Tunes Of Negation // Like The Stars Forever And Ever
Sam Shackleton is often associated with the emerging dubstep scene in the early 2000s. Skull Disco, the label he ran with collaborator Appleblim, traversed darker, tribalistic sides of the dubstep universe. But in the years since the label was put to bed, Shackleton’s sound has emerged as a hypnotic phantasmagoria that defies pigeonholing.
There was always a ritualistic quality to Skull Disco, but it was still connected in some way to a broader, club-focused zeitgeist. Through his label Woe To The Septic Heart!, experiments with drawbar organs and adventurous collaborations with singers and jazz artists alike, dubstep feels a long way from the Shackleton sound now. But the ritualistic quality is more central than ever, not least on collaborative project Tunes Of Negation, as he teases out truly transcendental sensations that take us deeper into his labyrinthine sound.
This six-track album comes on like a surreal mirage of twisted drum patterns, psychedelic soundscapes and an earthy, folky sensibility. Between the trippy percussion of Takumi Motokawa, the heavenly chimes of vibraphonist Raphael Meinhart, Heather Leigh’s vocals and Shackleton himself, Like The Stars Forever And Ever seems to hold the key to unifying with the cosmos again, ruminating on rebirth, tranquility and introspection.
‘Mountains and Waterfalls’ adopts the role of an opening ceremony in the deep, dark woods of the subconscious, the sound like a ceremonial pyre of rising flames and embers. The otherworldly glow of polyrhythmic percussion and resonant tones strikes a dualistic mood both welcoming and sinister.

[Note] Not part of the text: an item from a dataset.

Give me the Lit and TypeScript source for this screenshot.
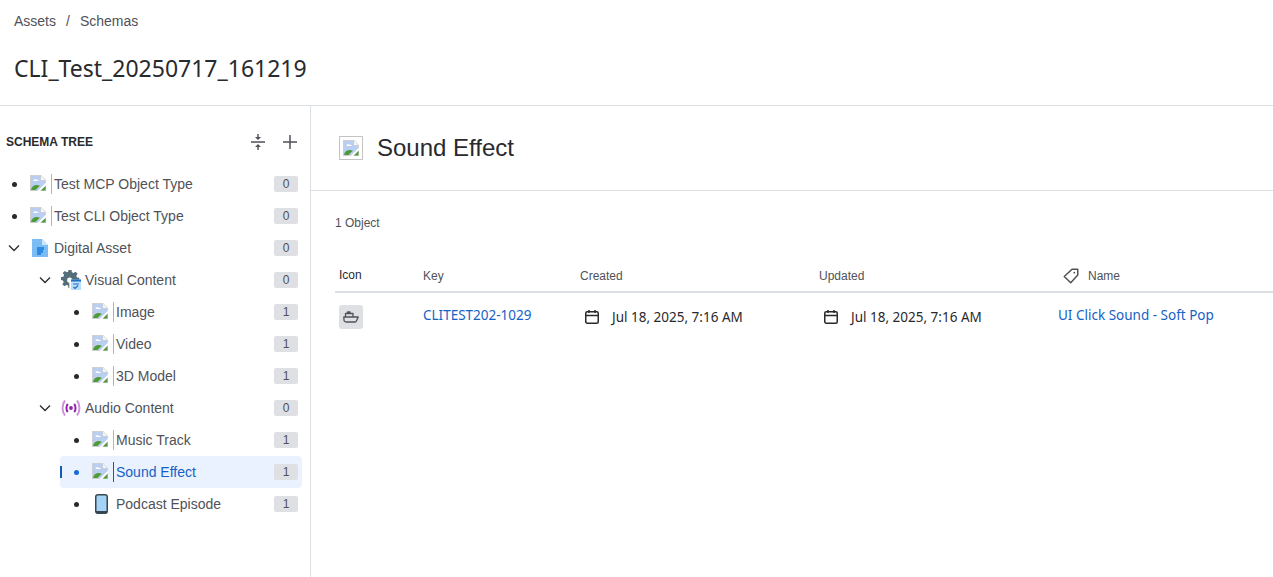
import { LitElement, html, css } from 'lit';
import { customElement } from 'lit/decorators.js';
import { classMap } from 'lit/directives/class-map.js';

type IconKind = 'broken' | 'doc' | 'gear' | 'radio' | 'phone';

interface TreeNode {
  label: string;
  count: number;
  level: number;
  icon: IconKind;
  open?: boolean;
  selected?: boolean;
}

const NODES: TreeNode[] = [
  { label: 'Test MCP Object Type', count: 0, level: 0, icon: 'broken' },
  { label: 'Test CLI Object Type', count: 0, level: 0, icon: 'broken' },
  { label: 'Digital Asset', count: 0, level: 0, icon: 'doc', open: true },
  { label: 'Visual Content', count: 0, level: 1, icon: 'gear', open: true },
  { label: 'Image', count: 1, level: 2, icon: 'broken' },
  { label: 'Video', count: 1, level: 2, icon: 'broken' },
  { label: '3D Model', count: 1, level: 2, icon: 'broken' },
  { label: 'Audio Content', count: 0, level: 1, icon: 'radio', open: true },
  { label: 'Music Track', count: 1, level: 2, icon: 'broken' },
  { label: 'Sound Effect', count: 1, level: 2, icon: 'broken', selected: true },
  { label: 'Podcast Episode', count: 1, level: 2, icon: 'phone' },
];

// chrome's broken image glyph
const brokenImage = html`
  <svg width="16" height="16" viewBox="0 0 16 16">
    <path d="M0 0h11l5 5v11H0z" fill="#cfcfcf" />
    <path d="M1 1h9.500v4.500H15V8.500L8.500 15H1z" fill="#b9cef1" />
    <path d="M11 .8l4.200 4.200H11z" fill="#f6f6f6" />
    <path d="M3.500 5.500c0-1.200 2.200-1.800 3.200-.8 1.100-.2 2 .3 2 1.200H3.500z" fill="#fff" />
    <path d="M1 15c.6-3.400 3.600-5.400 7-4.800l1.800.5L5.500 15z" fill="#4f9a38" />
    <path d="M16 7.500 7.500 16H10l6-6z" fill="#fff" />
    <path d="M15.500 11v4.500H11z" fill="#4f9a38" />
  </svg>
`;

const calendar = html`
  <svg width="16" height="16" viewBox="0 0 16 16" fill="none" stroke="#292a2e" stroke-width="1.500">
    <rect x="1.750" y="2.750" width="12.500" height="11.500" rx="1.500" />
    <path d="M1.750 6.500h12.500M5 1v3M11 1v3" />
  </svg>
`;

@customElement('tree-icon')
export class TreeIcon extends LitElement {
  static properties = { kind: {}, active: { type: Boolean } };
  kind: IconKind = 'broken';
  active = false;

  static styles = css`
    :host {
      display: block;
    }
    .broken {
      box-sizing: border-box;
      width: 22px;
      height: 20px;
      border-right: 1px solid #b4b4b4;
      padding-top: 1px;
      line-height: 0;
    }
    .broken.active {
      border-right-color: #1558bc;
    }
    svg {
      display: block;
    }
  `;

  render() {
    switch (this.kind) {
      case 'doc':
        return html`<svg width="20" height="20" viewBox="0 0 20 20">
          <path d="M2 1h10l6 6v12H2z" fill="#7cbcf4" />
          <path d="M12 1l6 6h-6z" fill="#cfe5fa" />
          <path d="M7 9h7v3H7zM7 12h6v3H7zM7 15h4v2H7z" fill="#2f8ae6" />
        </svg>`;
      case 'gear':
        return html`<svg width="20" height="20" viewBox="0 0 20 20">
          <path
            d="M7.500 0h3l.4 2.300 1.700.7 1.900-1.300 2.100 2.100-1.300 1.900.7 1.700 2.300.4v2.500h-7V9.500a2.700 2.700 0 1 0-3 3.400V18H7.500l-.4-2.400-1.700-.7-2 1.400-2.100-2.100 1.400-2-.7-1.700L0 10.100v-3l2.400-.4.700-1.700-1.400-2 2.100-2.100 2 1.400 1.300-.6z"
            fill="#546e7a"
          />
          <path d="M10 9.500h10V20H10z" fill="#bbdefb" />
          <path d="M10 9.500h10v2H10z" fill="#1e6fc4" />
          <path d="M12 14h6M12.500 17l1.500 1.500 3-3" fill="none" stroke="#1e6fc4" stroke-width="1.200" />
        </svg>`;
      case 'radio':
        return html`<svg width="20" height="18" viewBox="0 0 20 18" fill="none">
          <path d="M4 1.500C.7 5.500.7 12.500 4 16.500M16 1.500c3.300 4 3.300 11 0 15" stroke="#ce93d8" stroke-width="2" />
          <path d="M6.800 5C5 7 5 11 6.800 13M13.200 5c1.800 2 1.800 6 0 8" stroke="#8e24aa" stroke-width="2" />
          <circle cx="10" cy="9" r="1.900" fill="#8e24aa" />
        </svg>`;
      case 'phone':
        return html`<svg width="17" height="20" viewBox="0 0 17 20">
          <rect x="3.750" y="0.750" width="11.500" height="18.500" rx="2.200" fill="#a5d2f7" stroke="#37474f" stroke-width="1.500" />
          <path d="M4 17h11v1a1.500 1.500 0 0 1-1.500 1.500h-8A1.500 1.500 0 0 1 4 18z" fill="#37474f" />
        </svg>`;
      default:
        return html`<div class=${classMap({ broken: true, active: this.active })}>${brokenImage}</div>`;
    }
  }
}

@customElement('app-root')
export class AppRoot extends LitElement {
  static styles = css`
    :host {
      display: block;
      height: 577px;
      overflow: hidden;
      background: #fff;
      color: #292a2e;
      font-family: 'Liberation Sans', Arial, sans-serif;
    }
    .page-head {
      box-sizing: border-box;
      height: 106px;
      padding: 12px 14px 0;
      border-bottom: 1px solid #dcdfe4;
    }
    .crumbs {
      display: flex;
      gap: 10px;
      height: 18px;
      font-size: 14px;
      line-height: 18px;
      color: #505258;
    }
    h1 {
      margin: 21px 0 0;
      font: 400 23px/34px 'Noto Sans', sans-serif;
      color: #292a2e;
    }
    .body {
      display: flex;
      height: 471px;
    }
    .sidebar {
      flex: none;
      box-sizing: border-box;
      width: 311px;
      border-right: 1px solid #dcdfe4;
    }
    .side-head {
      display: flex;
      align-items: center;
      height: 40px;
      margin: 16px 0 6px;
      padding-left: 6px;
      font-size: 12px;
      font-weight: 700;
    }
    .side-head span {
      flex: 1;
    }
    .tool {
      display: flex;
      justify-content: center;
      width: 32px;
    }
    .side-head .tool:last-child {
      margin-right: 4px;
    }
    .tree {
      margin-left: -2px;
    }
    .row {
      position: relative;
      display: flex;
      align-items: center;
      height: 32px;
      padding-right: 4px;
      margin-right: 8px;
      border-radius: 4px;
      font-size: 14px;
      color: #505258;
    }
    .row.selected {
      background: #e9f2fe;
      color: #1662c4;
    }
    .row.selected::before {
      content: '';
      position: absolute;
      left: 0;
      top: 10px;
      width: 2px;
      height: 12px;
      background: #1558bc;
    }
    .twisty {
      flex: none;
      display: flex;
      align-items: center;
      justify-content: center;
      width: 32px;
      height: 32px;
    }
    .dot {
      width: 5px;
      height: 5px;
      border-radius: 50%;
      background: #292a2e;
    }
    .selected .dot {
      background: #1868db;
    }
    .icon {
      flex: none;
      width: 24px;
    }
    .label {
      flex: 1;
    }
    .badge {
      width: 24px;
      height: 16px;
      border-radius: 2px;
      background: #dfe0e3;
      text-align: center;
      font-size: 12px;
      line-height: 16px;
      color: #505258;
    }
    .detail {
      flex: 1;
      min-width: 0;
    }
    .detail-head {
      display: flex;
      align-items: center;
      gap: 14px;
      height: 84px;
      padding-left: 28px;
      border-bottom: 1px solid #dcdfe4;
    }
    .type-box {
      box-sizing: border-box;
      display: flex;
      align-items: center;
      justify-content: center;
      width: 24px;
      height: 24px;
      border: 1px solid #c4c4c4;
    }
    h2 {
      margin: 0;
      font-size: 24px;
      font-weight: 400;
      color: #292a2e;
    }
    .objects {
      padding-left: 24px;
    }
    .total {
      margin: 24px 0 29px;
      font-size: 12px;
      line-height: 16px;
      color: #505258;
    }
    .grid {
      display: grid;
      grid-template-columns: 84px 157px 239px 239px 1fr;
    }
    .th {
      display: flex;
      align-items: center;
      gap: 9px;
      height: 31px;
      padding-left: 4px;
      border-bottom: 2px solid #dcdfe4;
      font-size: 12px;
      color: #505258;
    }
    .th.dark {
      color: #292a2e;
      box-sizing: border-box;
      height: 33px;
      padding-bottom: 1px;
    }
    .th.name {
      padding-left: 9px;
    }
    .td {
      padding: 12px 0 12px 4px;
      font: 13.5px/20px 'Noto Sans', sans-serif;
    }
    .td a {
      color: #1662c4;
      text-decoration: none;
    }
    .obj-icon {
      display: flex;
      align-items: center;
      justify-content: center;
      width: 24px;
      height: 24px;
      border-radius: 3px;
      background: #dfe0e3;
    }
    .date {
      display: flex;
      align-items: center;
      align-self: start;
      gap: 12px;
      padding: 14px 0 0 8px;
      font: 13.5px/20px 'Noto Sans', sans-serif;
      color: #292a2e;
    }
  `;

  private renderNode(node: TreeNode) {
    return html`
      <div class=${classMap({ row: true, selected: !!node.selected })} style="margin-left: ${node.level * 31}px">
        <div class="twisty">
          ${node.open
            ? html`<svg width="16" height="16" viewBox="0 0 16 16" fill="none" stroke="#292a2e" stroke-width="1.300">
                <path d="M3 5.500l5 5 5-5" />
              </svg>`
            : html`<div class="dot"></div>`}
        </div>
        <div class="icon">
          <tree-icon .kind=${node.icon} .active=${!!node.selected}></tree-icon>
        </div>
        <div class="label">${node.label}</div>
        <div class="badge">${node.count}</div>
      </div>
    `;
  }

  render() {
    return html`
      <header class="page-head">
        <nav class="crumbs"><span>Assets</span><span>/</span><span>Schemas</span></nav>
        <h1>CLI_Test_20250717_161219</h1>
      </header>
      <div class="body">
        <aside class="sidebar">
          <div class="side-head">
            <span>SCHEMA TREE</span>
            <div class="tool">
              <svg width="16" height="16" viewBox="0 0 16 16" fill="#505258">
                <path d="M1 7.250h14v1.500H1zM7.300 0h1.400v3H11L8 6 5 3h2.300zM8 10l3 3H8.700v3H7.300v-3H5z" />
              </svg>
            </div>
            <div class="tool">
              <svg width="16" height="16" viewBox="0 0 16 16" fill="#505258">
                <path d="M7.250 1h1.500v6.250H15v1.500H8.750V15h-1.500V8.750H1v-1.500h6.250z" />
              </svg>
            </div>
          </div>
          <div class="tree">${NODES.map((n) => this.renderNode(n))}</div>
        </aside>
        <main class="detail">
          <div class="detail-head">
            <div class="type-box">${brokenImage}</div>
            <h2>Sound Effect</h2>
          </div>
          <section class="objects">
            <div class="total">1 Object</div>
            <div class="grid">
              <div class="th dark">Icon</div>
              <div class="th">Key</div>
              <div class="th">Created</div>
              <div class="th">Updated</div>
              <div class="th name">
                <svg width="16" height="16" viewBox="0 0 16 16" fill="none" stroke="#505258" stroke-width="1.500">
                  <path d="M9 1.250h5.750V7l-7 7.750L1.250 8.500z" stroke-linejoin="round" />
                  <circle cx="11.300" cy="4.700" r="0.900" fill="#505258" stroke="none" />
                </svg>
                Name
              </div>

              <div class="td">
                <div class="obj-icon">
                  <svg width="16" height="16" viewBox="0 0 16 16" fill="none" stroke="#505258" stroke-width="1.300">
                    <path d="M.8 8h14.400l-1.800 4a1.500 1.500 0 0 1-1.400 1H3a2 2 0 0 1-2-2zM2.500 8V4.500h7.500V8M4.500 4.500V3h2.500v1.500" stroke-linejoin="round" />
                  </svg>
                </div>
              </div>
              <div class="td"><a href="#">CLITEST202-1029</a></div>
              <div class="date">${calendar}<span>Jul 18, 2025, 7:16 AM</span></div>
              <div class="date">${calendar}<span>Jul 18, 2025, 7:16 AM</span></div>
              <div class="td"><a href="#">UI Click Sound - Soft Pop</a></div>
            </div>
          </section>
        </main>
      </div>
    `;
  }
}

On ‘Naked Shall I Return’ there is a marriage of the futuristic with the ancient – repetitive group vocal chants and instrumental mantras hypnotise the listener until Shackleton casts his chosen tools across the proceedings to breathe a malleable, cosmic soul into the sound. By contrast, the neo-psychedelic ‘You Touched Us With Your Light’ revels in simplicity; intrinsically calming yet spiritually enticing. The mammoth closer ‘Impermanence/Rebirth’ reaches oceanic depths of evocation. Vast synth lines fade in and out of tune, affirming the cerebral distortion that courses throughout the album.
Shackleton defies linear movement on Like The Stars Forever And Ever, using his trademark narrative sound design to build sound worlds beyond imagination. Alongside his ensemble he acts as a spellbinding spirit guide on the meandering path through these psychotropic landscapes, pausing to point out moments of jaw dropping grandeur before continuing the journey inwards.